Until the introduction of the SCA, when a customer accessed your booking engine and entered their bank card for payment (or guarantee), the secure payment system (Stripe) carried out a "classic" check:
is the card valid (Yes or No)?
has the card been reported stolen or fraudulently used? (Yes or No)
does the cardholder's bank authorise the payment (sufficient funds, etc.)? (Yes or No)
When each question was answered with a "Yes", the transaction was authorised and the booking file was confirmed to the customer and to you.
With the introduction of the SCA, an additional step is imposed by the banks: in this case, that the customer confirms the payment via their mobile phone (code sent by SMS and/or identification by fingerprint or facial recognition). And this is where things get tricky.
For a variety of reasons, customers may not have their mobile phone 'to hand' and so will not confirm their payment immediately. Or they may not be able to do so instantly: the bank may not be able to send them the code, or their mobile phone may run out of battery... the reasons may be as numerous as they are funny.
In any case, if the payment (or the guarantee) cannot be confirmed by the customer, the booking will not be completed. After 15 minutes, in general (this time varies from one bank to another), the request for confirmation of payment is cancelled. In this case, elloha will also cancel the booking for non-payment.
In very rare cases (and this is certainly what is happening to you if you are reading this article), the customer may confirm payment for their booking at short notice. However, it is also possible that in this short space of time, elloha (seeing no confirmed payment) has cancelled the booking so as not to block stock that could be sold elsewhere.
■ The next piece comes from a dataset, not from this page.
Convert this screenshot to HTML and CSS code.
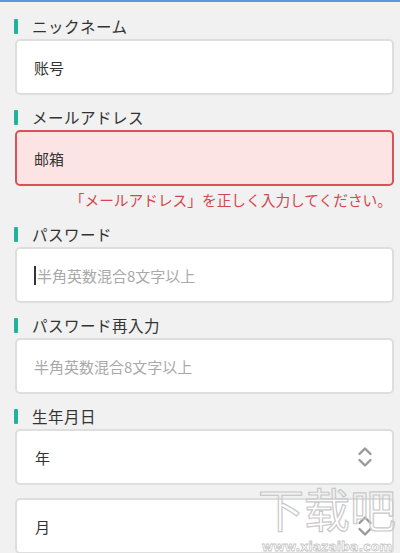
FILE: index.html
```html
<!DOCTYPE html>
<html lang="ja">
<head>
<meta charset="utf-8">
<link rel="stylesheet" href="styles.css">
</head>
<body>
<div class="topline"></div>
<form class="form">
  <div class="group">
    <div class="label"><span class="bar"></span>ニックネーム</div>
    <div class="field"><span class="value">账号</span></div>
  </div>
  <div class="group">
    <div class="label"><span class="bar"></span>メールアドレス</div>
    <div class="field error"><span class="value">邮箱</span></div>
    <div class="errmsg">「メールアドレス」を正しく入力してください。</div>
  </div>
  <div class="group">
    <div class="label"><span class="bar"></span>パスワード</div>
    <div class="field"><span class="cursor"></span><span class="placeholder">半角英数混合8文字以上</span></div>
  </div>
  <div class="group">
    <div class="label"><span class="bar"></span>パスワード再入力</div>
    <div class="field"><span class="placeholder">半角英数混合8文字以上</span></div>
  </div>
  <div class="group">
    <div class="label"><span class="bar"></span>生年月日</div>
    <div class="field select"><span class="value">年</span>
      <svg class="chev" width="16" height="24" viewBox="0 0 16 24"><path d="M2.5 9 L8 3.5 L13.5 9" fill="none" stroke="#9a9a9a" stroke-width="2.4" stroke-linecap="round" stroke-linejoin="round"/><path d="M2.5 15 L8 20.5 L13.5 15" fill="none" stroke="#9a9a9a" stroke-width="2.4" stroke-linecap="round" stroke-linejoin="round"/></svg>
    </div>
    <div class="field select next"><span class="value">月</span>
      <svg class="chev" width="16" height="24" viewBox="0 0 16 24"><path d="M2.5 9 L8 3.5 L13.5 9" fill="none" stroke="#9a9a9a" stroke-width="2.4" stroke-linecap="round" stroke-linejoin="round"/><path d="M2.5 15 L8 20.5 L13.5 15" fill="none" stroke="#9a9a9a" stroke-width="2.4" stroke-linecap="round" stroke-linejoin="round"/></svg>
    </div>
  </div>
</form>
<div class="watermark"><div class="wm-big">下载吧</div><div class="wm-small">www.xiazaiba.com</div></div>
</body>
</html>
```

FILE: styles.css
```css
html, body {
  margin: 0;
  padding: 0;
  background: #f1f1f1;
  overflow: hidden;
  height: 553px;
}
body {
  font-family: "Noto Sans CJK JP", "Noto Sans CJK SC", "Noto Sans", sans-serif;
  color: #333;
  position: relative;
}
.topline {
  height: 2px;
  background: #5a9ad6;
}
.form {
  padding: 14px 6px 0 15px;
}
.group {
  margin-top: 12px;
}
.group:first-child {
  margin-top: 0;
}
.label {
  display: flex;
  align-items: center;
  height: 20px;
  margin-bottom: 3px;
  margin-left: -1px;
  font-size: 15.5px;
  letter-spacing: 0.5px;
  color: #333;
}
.bar {
  width: 4px;
  height: 15px;
  background: #1fb39b;
  margin-right: 14px;
  border-radius: 1px;
}
.field {
  box-sizing: border-box;
  height: 56px;
  background: #fff;
  border: 2px solid #dedede;
  border-radius: 5px;
  display: flex;
  align-items: center;
  padding: 0 20px 0 17px;
  font-size: 15px;
}
.field.error {
  background: #fde4e4;
  border-color: #d8525a;
}
.value {
  color: #333;
}
.placeholder {
  color: #a9a9a9;
}
.cursor {
  display: inline-block;
  width: 2px;
  height: 19px;
  background: #333;
  margin-right: 1px;
}
.errmsg {
  height: 25px;
  line-height: 25px;
  text-align: right;
  font-size: 14.7px;
  color: #d4474e;
  padding-right: 2px;
  margin-top: 1px;
  white-space: nowrap;
}
.select {
  justify-content: space-between;
  padding-right: 19px;
}
.select .value {
  margin-left: 1px;
}
.chev {
  display: block;
}
.next {
  margin-top: 13px;
}
.watermark {
  position: absolute;
  left: 256px;
  top: 478px;
  width: 142px;
  text-align: center;
  pointer-events: none;
}
.wm-big {
  font-family: "Noto Sans CJK SC", sans-serif;
  font-size: 46px;
  line-height: 58px;
  color: transparent;
  -webkit-text-stroke: 1.2px #c9c9c9;
}
.wm-small {
  font-family: "DejaVu Sans", sans-serif;
  font-size: 12.5px;
  font-weight: bold;
  line-height: 12px;
  margin-top: 5px;
  color: transparent;
  -webkit-text-stroke: 0.8px #c6c6c6;
}
```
This is the - again very rare - case of the 'orphan' payment.
To put it plainly, the payment is there but it is "orphaned" from a reservation file.
In even rarer cases - but it can happen! - the customer makes multiple confirmations and his bank (for reasons we do not know) will validate not 3 confirmations, for example, but 3 payments. In this case, elloha records not 1 but 3 "orphan" payments.
elloha can only observe these phenomena (which depend on the processes put in place by the banks, but also on your customer's responsiveness in authenticating his payment). When such cases occur (rarely), we can only alert you and the customer so that you can take the appropriate measures.
How is my customer alerted?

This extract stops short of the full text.